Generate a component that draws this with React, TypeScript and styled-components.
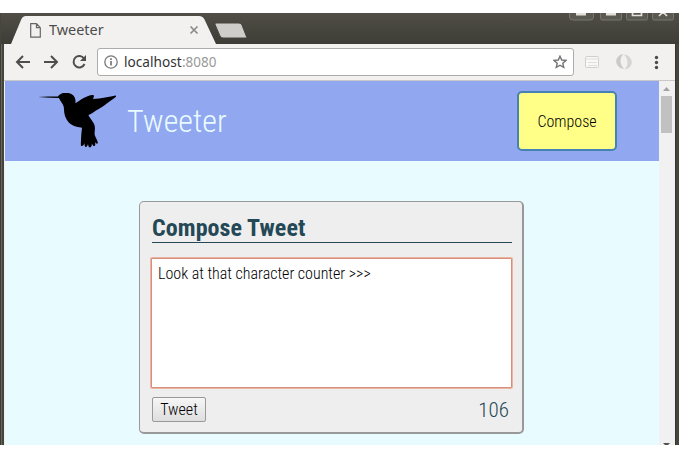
import React from "react";
import styled, { createGlobalStyle } from "styled-components";

const Global = createGlobalStyle`
  * { box-sizing: border-box; }
  body { margin: 0; background: #fff; overflow: hidden; }
  svg { display: block; }
`;

const Screen = styled.div`
  width: 679px;
  height: 458px;
  padding: 13px 0;
  background: #fff;
`;

const Window = styled.div`
  width: 679px;
  height: 432px;
  overflow: hidden;
  display: flex;
  flex-direction: column;
  background: #45443d;
  font-family: "Noto Sans", sans-serif;
`;

const TitleBar = styled.div`
  height: 31px;
  flex: none;
  display: flex;
  justify-content: space-between;
  background: linear-gradient(#504e46, #3d3c36);
  border-left: 1px solid #45443e;
`;

const TabStrip = styled.div`
  position: relative;
  width: 250px;
  height: 31px;
`;

const TabShapes = styled.svg`
  position: absolute;
  left: 0;
  top: 0;
`;

const TabContent = styled.div`
  position: relative;
  display: flex;
  align-items: center;
  height: 34px;
  padding-left: 29px;
`;

const Label = styled.span<{ $size: number; $color: string; $scale?: number }>`
  display: inline-block;
  white-space: nowrap;
  font-size: ${(p) => p.$size}px;
  line-height: 20px;
  color: ${(p) => p.$color};
  transform: scaleX(${(p) => p.$scale ?? 1});
  transform-origin: left center;
`;

const TabLabel = styled(Label)`
  width: 140px;
  margin-left: 8px;
`;

const Frame = styled.div`
  flex: 1;
  min-height: 0;
  display: flex;
  padding: 0 4px;
  background: linear-gradient(90deg, #3c3b35 0 1px, #68665e 1px 2px, #45433c 2px 675px, #36352f 675px 676px, #45443d 676px);
`;

const Browser = styled.div`
  flex: 1;
  min-width: 0;
  display: flex;
  flex-direction: column;
  background: #f2f1f0;
`;

const Toolbar = styled.div`
  height: 37px;
  flex: none;
  display: flex;
  align-items: center;
  background: #f2f1f0;
  border-bottom: 1px solid #c9c8c7;
`;

const NavIcons = styled.div`
  width: 93px;
`;

const AddressBar = styled.div`
  width: 477px;
  height: 28px;
  display: flex;
  align-items: center;
  padding: 0 6px;
  background: #fff;
  border: 1px solid #adacab;
  border-radius: 3px;
`;

const Address = styled.div`
  flex: 1;
  display: flex;
  margin-left: 6px;
`;

const Host = styled(Label)`
  width: 58px;
`;

const Page = styled.div`
  flex: 1;
  min-height: 0;
  display: flex;
  margin-left: 1px;
`;

const Content = styled.main`
  width: 654px;
  display: flex;
  flex-direction: column;
  background: #e8fbff;
  font-family: "Roboto Condensed", Roboto, sans-serif;
  font-stretch: 75%;
`;

const Header = styled.header`
  height: 80px;
  flex: none;
  display: flex;
  align-items: center;
  padding: 0 42px 0 33px;
  background: #91a7f0;
`;

const Brand = styled.h1`
  flex: 1;
  margin: 0 0 0 10px;
  font-size: 32px;
  line-height: 40px;
  font-weight: 300;
  color: #e8fbff;
`;

const ComposeButton = styled.button`
  width: 100px;
  height: 60px;
  padding: 0;
  border: 2px solid #4682b4;
  border-radius: 5px;
  background: #ffff88;
  color: #000;
  font: inherit;
  font-size: 16px;
  font-weight: 300;
`;

const Card = styled.section`
  width: 385px;
  height: 233px;
  margin: 40px 0 0 134px;
  padding: 12px 9px 0 12px;
  background: #eee;
  border: 1px solid #999;
  border-right-width: 2px;
  border-bottom-width: 2px;
  border-radius: 5px;
`;

const Heading = styled.h2`
  width: 360px;
  height: 29px;
  margin: 0 0 15px;
  border-bottom: 1px solid #244855;
  color: #244855;
  font-size: 24px;
  line-height: 28px;
  font-weight: 700;
  letter-spacing: 0.07px;
`;

const TweetText = styled.textarea`
  display: block;
  width: 361px;
  height: 130px;
  margin: 0 0 0 -1px;
  padding: 5px 6px;
  border: 1px solid #d98e77;
  border-radius: 1px;
  box-shadow: 0 0 0 1px #eab5a4;
  background: #fff;
  color: #000;
  font: inherit;
  font-size: 16px;
  line-height: 19px;
  font-weight: 300;
  resize: none;
  outline: none;
`;

const CardFooter = styled.div`
  width: 357px;
  display: flex;
  justify-content: space-between;
  align-items: center;
  margin-top: 9px;
`;

const TweetButton = styled.button`
  width: 54px;
  height: 25px;
  padding: 0;
  border: 1px solid #999;
  border-radius: 2px;
  background: linear-gradient(#f6f6f6, #dedede);
  color: #000;
  font: inherit;
  font-size: 16px;
  font-weight: 300;
`;

const Counter = styled.span`
  color: #244855;
  font-size: 21px;
  line-height: 24px;
  font-weight: 300;
`;

const Scrollbar = styled.div`
  width: 16px;
  display: flex;
  flex-direction: column;
  align-items: center;
  background: #f1f1f1;
`;

const Thumb = styled.div`
  width: 11px;
  height: 37px;
  margin-right: 1px;
  background: #c1c1c1;
`;

const Grow = styled.div`
  flex: 1;
`;

function Hummingbird() {
  return (
    <svg width="79" height="56" viewBox="38 91.700 79 56">
      <path
        fill="#000"
        d="M38 95.6 L48 95.1 L58 95.1 C60.500 91.8 64 91.200 67 91.400 C72 92 75 95 75.400 98.500 L75.600 102 C80 98.500 87 94 92.500 93.600 C94.500 93.400 94 95.500 93 97.800 C101 97.300 110 95.400 115.500 94.200 C117 94.400 115.600 96 113.800 97.200 C107 102 101 107 96 109.200 C93 111.500 91 112.500 88.400 113.800 C89 116 92 119 94 122.500 C96 127 94 130.500 94.800 134 C96 137 98 140 97.800 142 C96.800 143 95.400 141.500 95 141 C95.600 143.500 95.200 145 93.800 144.800 C92.800 144.500 92.500 143 91.800 142.500 C92 145.500 90.500 146.500 89.300 146 C88.300 145.500 88.400 143.500 87.900 143 C87.500 145 86 146.300 85.200 145.500 C84.300 144.500 84.600 142.600 84.500 142 C83.800 144 82 145.500 81 144.400 C80.500 141 81.300 137 81.300 133 L82 126.500 C79 125.800 73 125.500 69 121.500 C65.500 118 64 113 64 108 C64 103.500 61.500 101.500 60 98.800 L58.800 96.700 L50 96.500 Z"
      />
    </svg>
  );
}

function Tabs() {
  return (
    <TabStrip>
      <TabShapes width="250" height="31" viewBox="1 13 250 31">
        <path d="M11 44 L21 20 Q22.5 16 26 16 H199 Q203 16 204.500 19.500 L216 44 Z" fill="#f2f1f0" />
        <path d="M215.500 23 H239 Q241 23 242 25 L247 38 H223 Q221 38 220 36 L214.800 24 Z" fill="#cfcdca" stroke="#45443f" />
      </TabShapes>
      <TabContent>
        <svg width="11" height="15" viewBox="0 0 11 15" fill="none" stroke="#666" strokeWidth="1.2">
          <path d="M.7 .7 H6.500 L10.300 4.700 V14.200 H.7 Z M6.500 .7 V4.700 H10.300" />
        </svg>
        <TabLabel $size={14} $color="#4c4c4c" $scale={1.03}>Tweeter</TabLabel>
        <svg width="10" height="10" viewBox="0 0 10 10" stroke="#8b8a88" strokeWidth="1.7">
          <path d="M1.500 1.500 L8.500 8.500 M8.500 1.500 L1.500 8.500" />
        </svg>
      </TabContent>
    </TabStrip>
  );
}

function WindowControls() {
  return (
    <svg width="114" height="31" viewBox="565 13 114 31">
      <g fill="#5b5a52" stroke="#77766e">
        <path d="M569.500 10 V17 Q569.500 20 573 20 H590 Q593.500 20 593.500 17 V10" />
        <path d="M600.500 10 V18.500 Q600.500 20 602 20 H620 Q621.500 20 621.500 18.500 V10" />
        <path d="M626.500 10 V18.500 Q626.500 20 628 20 H646 Q647.500 20 647.500 18.500 V10" />
        <path d="M652.500 10 V18.500 Q652.500 20 654 20 H672 Q673.500 20 673.500 18.500 V10" />
      </g>
      <path d="M576 13 H586 V15.500 H576 Z M606 13 H616 V15.500 H606 Z" fill="#e1e0dc" />
      <path d="M632.500 11 V15.500 H641.500 V11 M659 16 L667 8 M659 8 L667 16" fill="none" stroke="#e1e0dc" strokeWidth="1.7" />
    </svg>
  );
}

function Navigation() {
  return (
    <svg width="93" height="28" viewBox="4 48 93 28" fill="none" stroke="#4d4d4d" strokeWidth="2">
      <path d="M30 62 H17.500 M23 56 L17 62 L23 68 M44 62 H57 M51 56 L57 62 L51 68" />
      <path d="M84 58.500 A5.700 5.700 0 1 0 84.500 64" />
      <path d="M86 55 V61 H80 Z" fill="#4d4d4d" stroke="none" />
    </svg>
  );
}

function ToolbarActions() {
  return (
    <svg width="97" height="28" viewBox="574 48 97 28">
      <rect x="585.500" y="56.500" width="13" height="11" rx="1" fill="#f8f8f8" stroke="#d0cfce" />
      <path d="M586 59 H599 M588 62.500 H597 M588 65.500 H597" stroke="#dfdedd" />
      <path d="M623.500 54 C617 55 614 61 618 66 C619.500 68 622 69 624 69 C620 65 619 58 623.500 54 Z" fill="#cbcaca" />
      <path d="M624.500 69.500 C631 68.500 634 62.500 630 57.500 C628.500 55.500 626 54.500 624 54.500 C628 58.500 629 65.500 624.500 69.500 Z" fill="#d6d5d4" />
      <g fill="#4b4b4b">
        <circle cx="656.500" cy="57.500" r="1.700" />
        <circle cx="656.500" cy="62.500" r="1.700" />
        <circle cx="656.500" cy="67.500" r="1.700" />
      </g>
    </svg>
  );
}

export default function App() {
  return (
    <Screen>
      <Global />
      <Window>
        <TitleBar>
          <Tabs />
          <WindowControls />
        </TitleBar>
        <Frame>
          <Browser>
            <Toolbar>
              <NavIcons><Navigation /></NavIcons>
              <AddressBar>
                <svg width="14" height="14" viewBox="0 0 14 14" fill="none" stroke="#777" strokeWidth="1.300">
                  <circle cx="7" cy="7" r="6.200" />
                  <path d="M7 6 V10.500 M7 3.300 V5" strokeWidth="1.700" />
                </svg>
                <Address>
                  <Host $size={14} $color="#333" $scale={0.975}>localhost</Host>
                  <Label $size={14} $color="#999" $scale={0.96}>:8080</Label>
                </Address>
                <svg width="14" height="14" viewBox="0 0 14 14" fill="none" stroke="#727272" strokeWidth="1.400">
                  <path d="M7 1.200 L8.700 5 L13 5.400 L9.800 8.200 L10.700 12.400 L7 10.200 L3.300 12.400 L4.200 8.200 L1 5.400 L5.300 5 Z" />
                </svg>
              </AddressBar>
              <ToolbarActions />
            </Toolbar>
            <Page>
              <Content>
                <Header>
                  <Hummingbird />
                  <Brand>Tweeter</Brand>
                  <ComposeButton>Compose</ComposeButton>
                </Header>
                <Card>
                  <Heading>Compose Tweet</Heading>
                  <TweetText readOnly spellCheck={false} value="Look at that character counter >>>" />
                  <CardFooter>
                    <TweetButton>Tweet</TweetButton>
                    <Counter>106</Counter>
                  </CardFooter>
                </Card>
              </Content>
              <Scrollbar>
                <svg width="16" height="15" viewBox="0 0 16 15"><path d="M4 10 L7.500 6 L11 10 Z" fill="#a3a3a3" /></svg>
                <Thumb />
                <Grow />
                <svg width="16" height="2" viewBox="0 0 16 2"><path d="M4 0 H11 L9 2 H6 Z" fill="#505050" /></svg>
              </Scrollbar>
            </Page>
          </Browser>
        </Frame>
      </Window>
    </Screen>
  );
}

Given task
Return all lines containing "components".

Exercise output
Generate a component that draws this with React, TypeScript and styled-components.
import styled, { createGlobalStyle } from "styled-components";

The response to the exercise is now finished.